Use anchors to match patterns at specific positions:

pattern = r"^start"      # Matches "start" at the beginning of a string
pattern = r"end$"        # Matches "end" at the end of a string
pattern = r"\bword\b"    # Matches "word" as a whole word

Word Boundaries

Use \b to match word boundaries:

pattern = r"\btest\b"    # Matches "test" as a whole word

Capturing Groups

Use parentheses to create groups and capture portions of the match:

pattern = r"(ab)+"              # Matches one or more occurrences of "ab"
pattern = r"(a|b)"              # Matches either "a" or "b"
pattern = r"(?P<name>\w+)"      # Matches and captures alphanumeric sequences with the name "name"

Non-Capturing Groups

Use (?:…) to create non-capturing groups:

pattern = r"(?:ab)+"            # Matches one or more occurrences of "ab" without capturing

Lookahead and Lookbehind Assertions

Use lookahead and lookbehind assertions to match patterns without including them in the result:

pattern = r"foo(?=bar)"         # Matches "foo" only if followed by "bar"
pattern = r"(?<=foo)bar"        # Matches "bar" only if preceded by "foo"
pattern = r"(?!bar)foo"         # Matches "foo" only if not followed by "bar"
pattern = r"(?<!foo)bar"        # Matches "bar" only if not preceded by "foo"

Flags

Flags modify the behavior of the regex matching. Common flags include re.IGNORECASE for case-insensitive matching and re.MULTILINE for matching across multiple lines:

pattern = r"abc"
result = re.search(pattern, string, flags=re.IGNORECASE)

Matching Patterns

Basic Matching

The match() function attempts to match a pattern at the beginning of a string:

result = re.match(pattern, string)

Searching for Patterns

The search() function searches for a pattern anywhere in the string:

result = re.search(pattern, string)

Finding all Matches

The findall() function returns all non-overlapping matches of a pattern in a string:

matches = re.findall(pattern, string)

Iterating Over Matches

The finditer() function returns an iterator yielding match objects for all matches:

matches = re.finditer(pattern, string)
for match in matches:
    # Process each match

Splitting Strings

The split() function splits a string by the occurrences of a pattern:

result = re.split(pattern, string)

Replacing Patterns

The sub() function replaces all occurrences of a pattern in a string with a new substring:

result = re.sub(pattern, replacement, string)

Getting Match Information

Match objects provide information about the match:

match = re.search(pattern, string)
match.group()   # Returns the matched substring
match.start()   # Returns the start position of the match
match.end()     # Returns the end position of the match

Example Usage

import re

# Matching patterns
result = re.match(r"abc", "abcdef")       # Matches "abc"
result = re.search(r"def", "abcdef")      # Matches "def"
matches = re.findall(r"\d+", "A10 B20 C30")  # Matches ["10", "20", "30"]
matches = re.finditer(r"\d+", "A10 B20 C30") # Returns an iterator of match objects

# Splitting strings
result = re.split(r"\s", "Hello World")    # Splits the string into ["Hello", "World"]

# Replacing patterns
result = re.sub(r"\d", "*", "A10 B20 C30")  # Replaces digits with "*" -> "A** B** C**"

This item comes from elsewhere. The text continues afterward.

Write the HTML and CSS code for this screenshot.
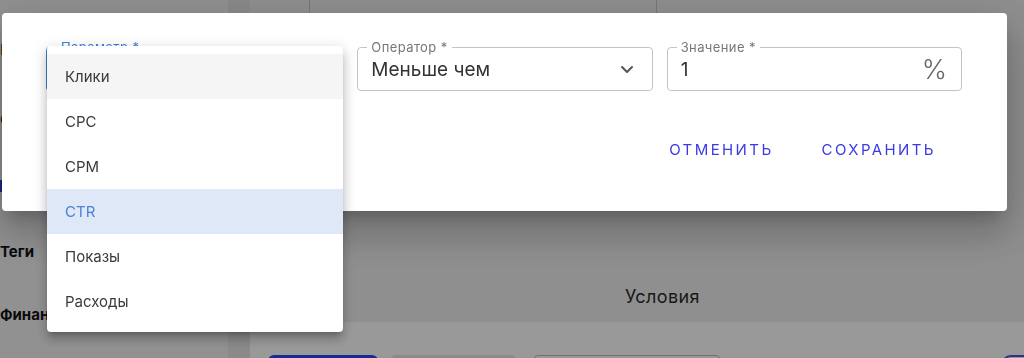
FILE: index.html
```html
<!DOCTYPE html>
<html lang="ru">
<head>
    <meta charset="UTF-8">
    <meta name="viewport" content="width=device-width, initial-scale=1.0">
    <title>Правило</title>
    <link rel="stylesheet" href="styles.css">
</head>
<body>

    <!-- страница под модальным окном -->
    <div class="page">
        <aside class="sidebar">
            <p class="side-label side-label-top">Название</p>
            <p class="side-label">Статус</p>
            <div class="side-mark"></div>
            <p class="side-label side-bold side-tags">Теги</p>
            <p class="side-label side-bold side-fin">Финансы</p>
        </aside>
        <div class="gutter"></div>
        <main class="main">
            <div class="top-row">
                <div class="top-cell top-cell-first"></div>
                <div class="top-cell"></div>
                <div class="top-cell top-cell-last"></div>
            </div>
            <h3 class="section-title">Условия</h3>
            <div class="bottom-band">
                <button class="btn-dark"></button>
                <button class="btn-gray"></button>
                <div class="fake-input"></div>
                <div class="fake-toggle"></div>
            </div>
        </main>
    </div>

    <div class="backdrop"></div>

    <!-- диалог -->
    <div class="dialog">
        <div class="fields">
            <div class="field field-focused">
                <span class="field-label field-label-blue">Параметр *</span>
            </div>
            <div class="field">
                <span class="field-label">Оператор *</span>
                <span class="field-value">Меньше чем</span>
                <svg class="chevron" width="24" height="24" viewBox="0 0 24 24">
                    <polyline points="7,10 12,15 17,10" fill="none" stroke="#555" stroke-width="2" stroke-linecap="round" stroke-linejoin="round"/>
                </svg>
            </div>
            <div class="field">
                <span class="field-label">Значение *</span>
                <span class="field-value">1</span>
                <span class="field-unit">%</span>
            </div>
        </div>
        <div class="actions">
            <button class="text-btn">Отменить</button>
            <button class="text-btn">Сохранить</button>
        </div>
    </div>

    <!-- выпадающий список -->
    <ul class="menu">
        <li class="menu-item menu-item-hover">Клики</li>
        <li class="menu-item">CPC</li>
        <li class="menu-item">CPM</li>
        <li class="menu-item menu-item-selected">CTR</li>
        <li class="menu-item">Показы</li>
        <li class="menu-item">Расходы</li>
    </ul>

</body>
</html>
```

FILE: styles.css
```css
body {
    font-family: Inter, "Noto Sans", sans-serif;
    margin: 0;
    padding: 0;
    height: 358px;
    overflow: hidden;
    background-color: #f2f2f2;
}
.page {
    display: flex;
    height: 358px;
    overflow: hidden;
}
.sidebar {
    flex-shrink: 0;
    width: 228px;
    background-color: #f2f2f2;
    padding-top: 40px;
    box-sizing: border-box;
}
.side-label {
    margin: 0 0 50px;
    font-size: 15px;
    color: #222;
    line-height: 20px;
    white-space: nowrap;
}
.side-mark {
    width: 4px;
    height: 12px;
    background-color: #2b3fd8;
    margin-bottom: 50px;
}
.side-bold {
    font-weight: 700;
    color: #111;
}
.side-tags {
    margin-bottom: 43px;
}
.gutter {
    flex-shrink: 0;
    width: 22px;
    background-color: #e6e6e6;
}
.main {
    flex: 1;
    min-width: 0;
    display: flex;
    flex-direction: column;
    background-color: #efefef;
}
.top-row {
    flex-shrink: 0;
    display: flex;
    height: 120px;
}
.top-cell {
    flex-shrink: 0;
    width: 346px;
    border-right: 1px solid #c8c8c8;
}
.top-cell-first {
    width: 59px;
}
.top-cell-last {
    flex: 1;
    border-right: none;
}
.section-title {
    flex-shrink: 0;
    margin: 167px 0 0;
    padding-left: 375px;
    font-size: 18px;
    font-weight: 400;
    letter-spacing: 0.4px;
    color: #2a2a2a;
    line-height: 20px;
}
.bottom-band {
    flex-shrink: 0;
    height: 60px;
    margin-top: 15px;
    background-color: #fff;
    display: flex;
    align-items: flex-start;
    padding: 33px 0 0 18px;
}
.btn-dark {
    flex-shrink: 0;
    width: 110px;
    height: 36px;
    border: none;
    border-radius: 6px;
    background-color: #2e46f2;
}
.btn-gray {
    flex-shrink: 0;
    width: 127px;
    height: 36px;
    border: none;
    border-radius: 6px;
    background-color: #e8e8e8;
    margin-left: 12px;
}
.fake-input {
    flex-shrink: 0;
    width: 184px;
    height: 36px;
    border: 1px solid #bbb;
    border-radius: 4px;
    margin-left: 17px;
}
.fake-toggle {
    flex-shrink: 0;
    width: 30px;
    height: 18px;
    border: 2px solid #4a55e0;
    border-radius: 10px;
    margin-left: 281px;
}
.backdrop {
    position: fixed;
    top: 0;
    left: 0;
    right: 0;
    bottom: 0;
    background-color: rgba(0, 0, 0, 0.4);
}
.dialog {
    position: fixed;
    left: 2px;
    top: 13px;
    width: 1005px;
    height: 198px;
    box-sizing: border-box;
    padding: 34px 45px 0 44px;
    background-color: #fff;
    border-radius: 4px;
    box-shadow: 0 11px 15px -7px rgba(0, 0, 0, 0.2), 0 24px 38px 3px rgba(0, 0, 0, 0.14), 0 9px 46px 8px rgba(0, 0, 0, 0.12);
}
.fields {
    display: flex;
    gap: 14px;
}
.field {
    position: relative;
    flex: 1;
    height: 44px;
    box-sizing: border-box;
    border: 1px solid #c4c4c4;
    border-radius: 4px;
    display: flex;
    align-items: center;
    padding: 0 13px;
}
.field-focused {
    border: 2px solid #3f7fdc;
}
.field-label {
    position: absolute;
    top: -8px;
    left: 9px;
    padding: 0 4px;
    background-color: #fff;
    font-size: 13px;
    letter-spacing: 0.4px;
    line-height: 14px;
    color: #777;
}
.field-label-blue {
    color: #3f7fdc;
    top: -9px;
}
.field-value {
    flex: 1;
    font-size: 19px;
    color: #333;
}
.chevron {
    flex-shrink: 0;
}
.field-unit {
    font-size: 27px;
    font-weight: 300;
    color: #666;
    margin-right: 1px;
}
.actions {
    display: flex;
    justify-content: flex-end;
    gap: 32px;
    margin-top: 43px;
    padding-right: 18px;
}
.text-btn {
    background: none;
    border: none;
    padding: 6px 8px;
    font-family: inherit;
    font-size: 15px;
    letter-spacing: 2.4px;
    text-transform: uppercase;
    color: #3a3ae6;
    cursor: pointer;
}
.menu {
    position: fixed;
    left: 47px;
    top: 46px;
    width: 296px;
    margin: 0;
    padding: 8px 0;
    list-style: none;
    background-color: #fff;
    border-radius: 4px;
    box-shadow: 0 5px 5px -3px rgba(0, 0, 0, 0.2), 0 8px 10px 1px rgba(0, 0, 0, 0.14), 0 3px 14px 2px rgba(0, 0, 0, 0.12);
}
.menu-item {
    height: 45px;
    line-height: 45px;
    padding-left: 18px;
    font-size: 15px;
    color: #3a3a3a;
}
.menu-item-hover {
    background-color: #f5f5f5;
}
.menu-item-selected {
    background-color: #dfe8f6;
    color: #4a82d8;
}
```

# Getting match information
match = re.search(r"abc", "abcdef")
match.group()   # Returns the matched substring "abc"
match.start()   # Returns the start position of the match 0
match.end()     # Returns the end position of the match 3

Afterword

This comprehensive cheat sheet covers various aspects of regular expressions in Python, including pattern matching, searching, splitting, replacing, extracting match information, and advanced features like lookaheads and lookbehinds. It provides examples and explanations for literal characters, character classes, quantifiers, anchors, escape sequences, groups, flags, and more. Feel free to refer to this cheat sheet as a quick reference when working with regular expressions in Python!